— BEGIN —
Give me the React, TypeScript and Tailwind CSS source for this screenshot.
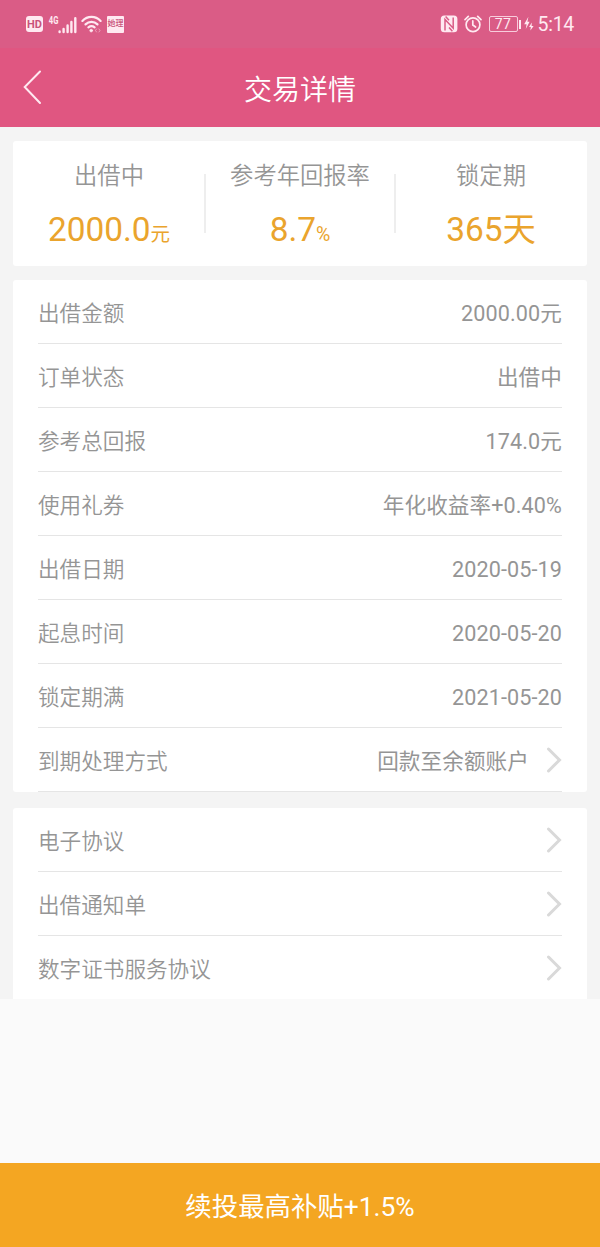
— END —
— BEGIN —
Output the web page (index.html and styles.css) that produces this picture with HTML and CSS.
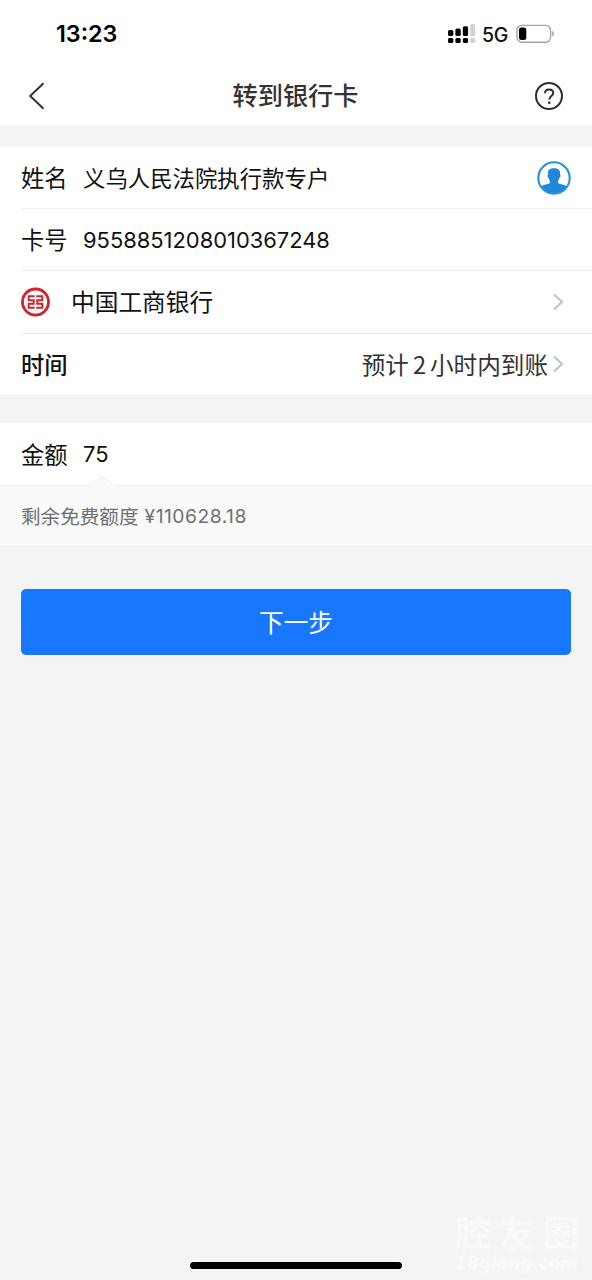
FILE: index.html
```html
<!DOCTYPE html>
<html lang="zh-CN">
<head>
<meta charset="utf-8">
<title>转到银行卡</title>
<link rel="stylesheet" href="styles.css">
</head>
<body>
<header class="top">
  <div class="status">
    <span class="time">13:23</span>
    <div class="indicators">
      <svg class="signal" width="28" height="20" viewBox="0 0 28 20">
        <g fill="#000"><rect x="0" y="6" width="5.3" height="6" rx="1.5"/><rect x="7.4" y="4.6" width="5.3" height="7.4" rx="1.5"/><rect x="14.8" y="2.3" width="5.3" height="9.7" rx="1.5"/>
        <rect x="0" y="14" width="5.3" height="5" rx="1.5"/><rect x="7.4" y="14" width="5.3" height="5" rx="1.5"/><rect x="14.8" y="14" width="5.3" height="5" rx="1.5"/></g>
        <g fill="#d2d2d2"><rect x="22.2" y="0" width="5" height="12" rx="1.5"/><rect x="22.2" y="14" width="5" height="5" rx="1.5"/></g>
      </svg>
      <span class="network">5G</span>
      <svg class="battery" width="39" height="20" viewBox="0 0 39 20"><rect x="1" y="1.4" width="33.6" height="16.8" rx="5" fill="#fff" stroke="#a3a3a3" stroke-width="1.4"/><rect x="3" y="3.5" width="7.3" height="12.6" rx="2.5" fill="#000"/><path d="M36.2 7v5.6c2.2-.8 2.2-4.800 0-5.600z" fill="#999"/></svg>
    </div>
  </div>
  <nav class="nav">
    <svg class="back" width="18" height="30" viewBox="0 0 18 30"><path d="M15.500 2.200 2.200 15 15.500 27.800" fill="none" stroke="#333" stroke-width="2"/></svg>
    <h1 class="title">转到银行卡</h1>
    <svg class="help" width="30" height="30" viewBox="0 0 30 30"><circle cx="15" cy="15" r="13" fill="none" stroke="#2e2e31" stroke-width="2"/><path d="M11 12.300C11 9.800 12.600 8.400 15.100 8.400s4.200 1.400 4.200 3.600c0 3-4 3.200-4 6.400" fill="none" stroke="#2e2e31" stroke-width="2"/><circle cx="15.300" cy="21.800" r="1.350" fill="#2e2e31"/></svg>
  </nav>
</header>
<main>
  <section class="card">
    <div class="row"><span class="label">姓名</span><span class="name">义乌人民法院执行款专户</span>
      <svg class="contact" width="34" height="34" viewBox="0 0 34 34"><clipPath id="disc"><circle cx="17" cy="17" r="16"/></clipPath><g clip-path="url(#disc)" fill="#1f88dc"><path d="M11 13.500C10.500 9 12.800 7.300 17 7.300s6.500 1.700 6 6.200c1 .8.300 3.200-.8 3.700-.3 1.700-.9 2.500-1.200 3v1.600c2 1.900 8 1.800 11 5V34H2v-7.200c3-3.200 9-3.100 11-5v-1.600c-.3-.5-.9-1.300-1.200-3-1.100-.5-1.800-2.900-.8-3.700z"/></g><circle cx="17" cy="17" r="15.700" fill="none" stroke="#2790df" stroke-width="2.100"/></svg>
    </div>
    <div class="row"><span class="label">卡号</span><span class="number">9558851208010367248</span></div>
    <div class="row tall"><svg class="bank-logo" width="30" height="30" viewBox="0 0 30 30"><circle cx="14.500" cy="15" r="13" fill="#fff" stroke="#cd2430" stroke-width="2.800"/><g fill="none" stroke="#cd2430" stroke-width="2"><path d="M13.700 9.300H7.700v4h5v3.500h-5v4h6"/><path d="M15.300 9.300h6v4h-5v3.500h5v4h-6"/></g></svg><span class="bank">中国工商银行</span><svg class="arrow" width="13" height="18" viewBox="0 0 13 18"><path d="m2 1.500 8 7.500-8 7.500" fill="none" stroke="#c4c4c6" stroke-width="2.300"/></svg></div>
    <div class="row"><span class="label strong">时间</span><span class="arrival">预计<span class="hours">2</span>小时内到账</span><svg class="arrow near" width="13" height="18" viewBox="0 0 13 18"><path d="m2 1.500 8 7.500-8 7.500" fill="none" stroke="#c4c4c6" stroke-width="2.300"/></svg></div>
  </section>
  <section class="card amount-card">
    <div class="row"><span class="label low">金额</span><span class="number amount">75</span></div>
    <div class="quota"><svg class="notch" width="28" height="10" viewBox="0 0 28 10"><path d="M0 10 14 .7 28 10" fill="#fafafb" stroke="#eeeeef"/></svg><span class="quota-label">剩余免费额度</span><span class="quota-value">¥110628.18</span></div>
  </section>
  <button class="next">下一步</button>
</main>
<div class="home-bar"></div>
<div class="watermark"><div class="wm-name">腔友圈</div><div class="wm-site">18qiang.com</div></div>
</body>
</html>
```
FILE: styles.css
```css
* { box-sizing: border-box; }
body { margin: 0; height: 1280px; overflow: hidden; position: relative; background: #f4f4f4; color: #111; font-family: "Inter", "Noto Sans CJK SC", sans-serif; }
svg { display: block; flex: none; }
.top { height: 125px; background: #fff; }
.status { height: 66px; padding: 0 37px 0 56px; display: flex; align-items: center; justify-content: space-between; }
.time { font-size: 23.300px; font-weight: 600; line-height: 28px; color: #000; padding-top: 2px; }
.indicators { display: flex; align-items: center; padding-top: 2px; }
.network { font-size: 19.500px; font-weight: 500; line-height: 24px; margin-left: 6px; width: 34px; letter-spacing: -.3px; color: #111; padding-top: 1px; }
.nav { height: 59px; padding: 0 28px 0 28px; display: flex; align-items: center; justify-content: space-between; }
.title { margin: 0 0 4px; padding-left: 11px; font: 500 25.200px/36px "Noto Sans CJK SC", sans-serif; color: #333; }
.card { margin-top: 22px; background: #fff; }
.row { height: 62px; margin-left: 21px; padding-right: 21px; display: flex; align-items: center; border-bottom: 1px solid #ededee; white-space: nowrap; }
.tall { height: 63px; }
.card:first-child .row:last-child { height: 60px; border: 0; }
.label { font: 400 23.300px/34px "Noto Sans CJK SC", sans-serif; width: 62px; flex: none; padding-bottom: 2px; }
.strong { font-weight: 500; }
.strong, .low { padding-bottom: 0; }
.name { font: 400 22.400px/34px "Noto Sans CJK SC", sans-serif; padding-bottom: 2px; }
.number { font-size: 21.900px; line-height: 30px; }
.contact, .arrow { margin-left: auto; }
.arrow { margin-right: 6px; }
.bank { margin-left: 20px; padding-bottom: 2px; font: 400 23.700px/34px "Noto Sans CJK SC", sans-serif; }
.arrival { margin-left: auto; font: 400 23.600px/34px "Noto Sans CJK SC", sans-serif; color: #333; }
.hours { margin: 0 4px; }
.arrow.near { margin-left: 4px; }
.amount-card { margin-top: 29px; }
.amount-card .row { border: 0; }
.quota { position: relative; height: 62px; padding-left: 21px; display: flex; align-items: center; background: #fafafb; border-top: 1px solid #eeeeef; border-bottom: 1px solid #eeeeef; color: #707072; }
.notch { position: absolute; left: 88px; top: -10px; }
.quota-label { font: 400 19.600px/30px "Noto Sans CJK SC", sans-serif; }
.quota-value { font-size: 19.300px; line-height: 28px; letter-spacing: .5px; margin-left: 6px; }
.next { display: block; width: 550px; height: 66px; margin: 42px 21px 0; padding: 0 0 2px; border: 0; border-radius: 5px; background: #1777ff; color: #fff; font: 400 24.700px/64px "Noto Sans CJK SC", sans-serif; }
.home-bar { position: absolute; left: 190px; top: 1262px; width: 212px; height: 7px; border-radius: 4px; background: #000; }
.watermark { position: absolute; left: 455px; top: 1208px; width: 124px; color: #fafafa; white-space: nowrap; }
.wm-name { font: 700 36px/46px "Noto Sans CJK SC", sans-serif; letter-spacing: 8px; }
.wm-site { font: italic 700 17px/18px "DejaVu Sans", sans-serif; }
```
— END —
— BEGIN —
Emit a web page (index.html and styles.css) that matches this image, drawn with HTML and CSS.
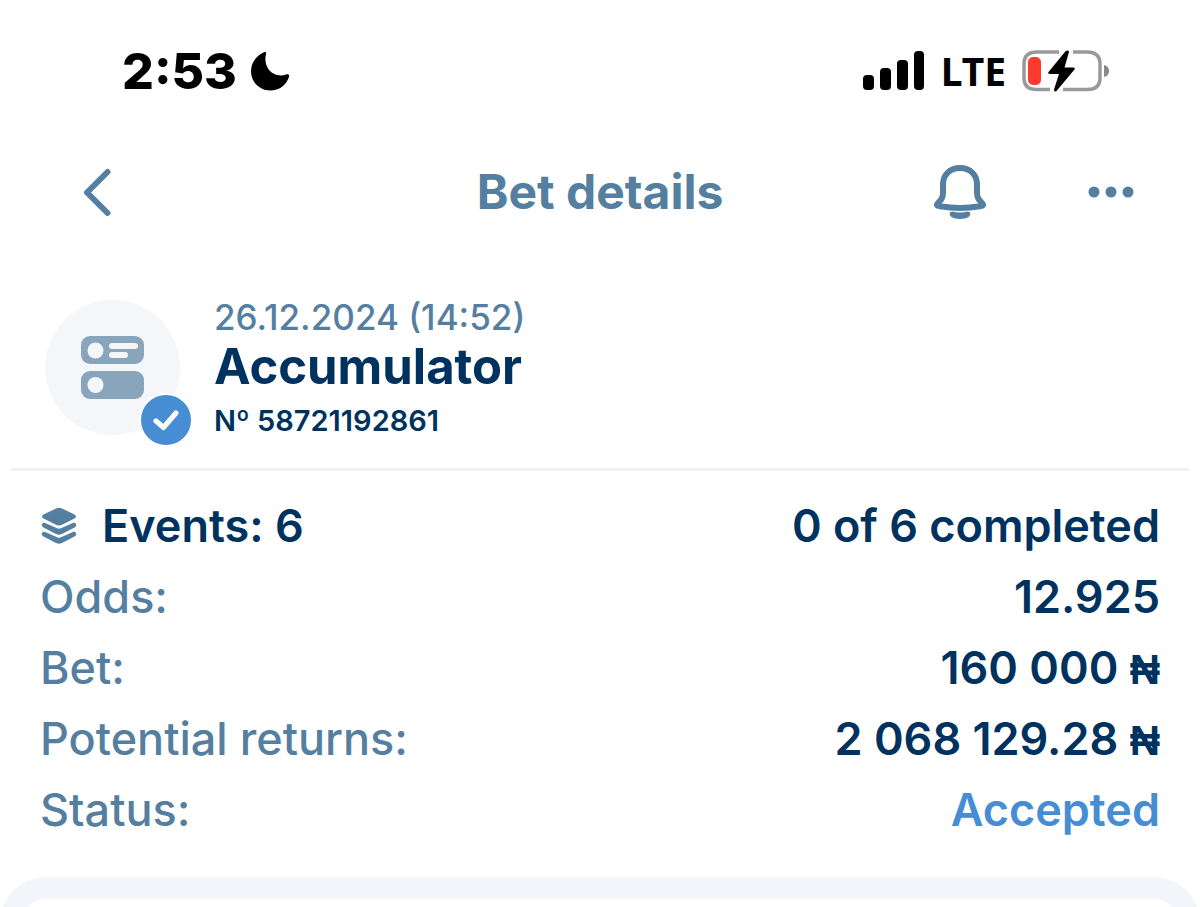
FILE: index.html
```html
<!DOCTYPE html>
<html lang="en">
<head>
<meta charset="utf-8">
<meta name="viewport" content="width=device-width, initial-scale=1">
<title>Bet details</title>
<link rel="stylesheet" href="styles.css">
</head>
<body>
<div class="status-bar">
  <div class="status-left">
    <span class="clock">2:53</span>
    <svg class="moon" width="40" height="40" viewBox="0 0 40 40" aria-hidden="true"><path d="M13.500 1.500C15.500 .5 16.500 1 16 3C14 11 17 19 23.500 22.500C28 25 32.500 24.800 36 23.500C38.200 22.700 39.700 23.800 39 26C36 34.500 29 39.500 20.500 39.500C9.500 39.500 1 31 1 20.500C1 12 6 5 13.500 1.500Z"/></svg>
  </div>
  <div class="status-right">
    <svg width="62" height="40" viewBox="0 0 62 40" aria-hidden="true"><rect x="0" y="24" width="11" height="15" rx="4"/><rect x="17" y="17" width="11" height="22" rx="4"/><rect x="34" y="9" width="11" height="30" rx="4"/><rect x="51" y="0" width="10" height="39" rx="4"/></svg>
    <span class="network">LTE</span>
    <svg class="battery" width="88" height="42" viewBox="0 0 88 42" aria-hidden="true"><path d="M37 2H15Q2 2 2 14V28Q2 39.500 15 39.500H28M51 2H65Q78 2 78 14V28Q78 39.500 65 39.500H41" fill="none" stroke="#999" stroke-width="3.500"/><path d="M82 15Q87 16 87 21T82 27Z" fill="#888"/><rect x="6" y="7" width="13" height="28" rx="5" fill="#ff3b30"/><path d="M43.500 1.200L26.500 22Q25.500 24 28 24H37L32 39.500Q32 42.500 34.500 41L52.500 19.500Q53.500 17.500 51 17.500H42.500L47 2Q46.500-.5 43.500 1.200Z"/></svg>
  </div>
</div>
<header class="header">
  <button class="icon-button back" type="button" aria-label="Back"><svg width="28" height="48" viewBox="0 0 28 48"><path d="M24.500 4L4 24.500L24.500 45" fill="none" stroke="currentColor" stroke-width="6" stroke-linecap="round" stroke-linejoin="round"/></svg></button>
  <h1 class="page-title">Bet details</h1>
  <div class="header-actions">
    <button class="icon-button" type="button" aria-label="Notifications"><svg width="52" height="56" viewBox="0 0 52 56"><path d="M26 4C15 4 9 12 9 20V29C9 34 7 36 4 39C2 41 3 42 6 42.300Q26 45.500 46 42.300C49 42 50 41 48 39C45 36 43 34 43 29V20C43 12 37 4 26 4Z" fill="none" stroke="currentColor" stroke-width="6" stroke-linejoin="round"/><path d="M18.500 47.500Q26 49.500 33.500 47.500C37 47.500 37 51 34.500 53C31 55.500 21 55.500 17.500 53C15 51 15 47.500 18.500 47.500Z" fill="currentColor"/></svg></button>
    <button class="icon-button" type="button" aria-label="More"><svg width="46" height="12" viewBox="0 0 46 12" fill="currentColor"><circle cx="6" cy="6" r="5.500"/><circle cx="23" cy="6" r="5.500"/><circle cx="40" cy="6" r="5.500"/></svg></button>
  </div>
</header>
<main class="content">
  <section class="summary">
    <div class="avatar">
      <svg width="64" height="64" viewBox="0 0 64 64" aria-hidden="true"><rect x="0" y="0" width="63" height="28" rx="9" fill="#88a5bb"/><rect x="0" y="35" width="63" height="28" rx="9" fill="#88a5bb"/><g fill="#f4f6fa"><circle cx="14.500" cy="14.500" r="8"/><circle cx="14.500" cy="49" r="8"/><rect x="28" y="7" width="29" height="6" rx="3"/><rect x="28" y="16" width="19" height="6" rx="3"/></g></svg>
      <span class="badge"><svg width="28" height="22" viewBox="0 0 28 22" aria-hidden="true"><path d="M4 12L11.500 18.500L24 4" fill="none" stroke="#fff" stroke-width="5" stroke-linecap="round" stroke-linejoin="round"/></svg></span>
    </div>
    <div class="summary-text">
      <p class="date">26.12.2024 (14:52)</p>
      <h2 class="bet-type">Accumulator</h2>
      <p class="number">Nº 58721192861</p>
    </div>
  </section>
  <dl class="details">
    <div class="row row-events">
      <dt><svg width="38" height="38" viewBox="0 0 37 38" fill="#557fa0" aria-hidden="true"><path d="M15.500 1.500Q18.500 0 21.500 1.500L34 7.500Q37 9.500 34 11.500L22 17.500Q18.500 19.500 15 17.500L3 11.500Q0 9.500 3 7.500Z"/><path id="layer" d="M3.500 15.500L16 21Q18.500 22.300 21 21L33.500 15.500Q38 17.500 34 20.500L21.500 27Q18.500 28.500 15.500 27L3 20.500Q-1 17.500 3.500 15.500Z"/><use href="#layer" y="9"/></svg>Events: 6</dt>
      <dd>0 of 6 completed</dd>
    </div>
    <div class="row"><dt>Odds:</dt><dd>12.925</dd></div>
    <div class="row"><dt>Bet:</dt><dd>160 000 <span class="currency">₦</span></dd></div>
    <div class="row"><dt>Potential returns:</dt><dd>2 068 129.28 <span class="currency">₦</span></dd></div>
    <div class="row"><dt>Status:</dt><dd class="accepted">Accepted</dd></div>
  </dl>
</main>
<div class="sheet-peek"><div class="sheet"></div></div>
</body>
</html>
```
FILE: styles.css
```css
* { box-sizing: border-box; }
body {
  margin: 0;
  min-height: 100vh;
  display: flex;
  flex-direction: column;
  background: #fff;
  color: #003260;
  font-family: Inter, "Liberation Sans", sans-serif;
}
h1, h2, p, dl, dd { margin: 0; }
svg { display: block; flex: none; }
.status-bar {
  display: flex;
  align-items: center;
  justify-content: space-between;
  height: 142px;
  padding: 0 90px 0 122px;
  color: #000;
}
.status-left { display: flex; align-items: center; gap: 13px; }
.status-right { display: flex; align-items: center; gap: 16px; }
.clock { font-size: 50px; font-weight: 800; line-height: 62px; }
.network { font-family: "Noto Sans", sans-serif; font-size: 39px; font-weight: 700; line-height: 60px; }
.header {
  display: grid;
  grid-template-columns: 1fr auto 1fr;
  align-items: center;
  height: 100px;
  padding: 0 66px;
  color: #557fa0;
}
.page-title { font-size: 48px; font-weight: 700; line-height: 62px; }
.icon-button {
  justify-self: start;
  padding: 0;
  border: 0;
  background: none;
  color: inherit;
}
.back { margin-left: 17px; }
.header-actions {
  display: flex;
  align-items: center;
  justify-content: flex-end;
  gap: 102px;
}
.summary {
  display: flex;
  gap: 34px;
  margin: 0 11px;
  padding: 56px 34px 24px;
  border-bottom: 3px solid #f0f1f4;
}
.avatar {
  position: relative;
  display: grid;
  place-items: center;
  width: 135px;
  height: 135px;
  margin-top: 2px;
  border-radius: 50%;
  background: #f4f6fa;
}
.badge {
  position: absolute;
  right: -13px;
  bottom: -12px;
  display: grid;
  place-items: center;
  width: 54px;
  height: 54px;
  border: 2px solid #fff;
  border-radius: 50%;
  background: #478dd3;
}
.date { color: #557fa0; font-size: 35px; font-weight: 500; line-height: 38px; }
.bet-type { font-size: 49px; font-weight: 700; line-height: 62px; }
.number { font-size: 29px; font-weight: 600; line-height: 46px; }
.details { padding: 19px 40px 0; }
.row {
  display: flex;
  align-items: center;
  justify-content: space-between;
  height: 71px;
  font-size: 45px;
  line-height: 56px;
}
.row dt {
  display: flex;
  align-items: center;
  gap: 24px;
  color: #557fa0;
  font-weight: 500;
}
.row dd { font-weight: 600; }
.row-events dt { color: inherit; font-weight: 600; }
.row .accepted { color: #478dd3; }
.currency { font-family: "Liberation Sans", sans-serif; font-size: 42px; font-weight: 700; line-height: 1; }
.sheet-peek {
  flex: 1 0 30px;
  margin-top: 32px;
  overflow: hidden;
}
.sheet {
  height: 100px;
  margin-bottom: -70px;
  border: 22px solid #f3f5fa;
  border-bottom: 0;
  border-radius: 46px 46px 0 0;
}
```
— END —
**Aim of the exercise:** Show all lines from the listing above in which "page" appears.

**Task result:**
Output the web page (index.html and styles.css) that produces this picture with HTML and CSS.
Emit a web page (index.html and styles.css) that matches this image, drawn with HTML and CSS.
  <h1 class="page-title">Bet details</h1>
.page-title { font-size: 48px; font-weight: 700; line-height: 62px; }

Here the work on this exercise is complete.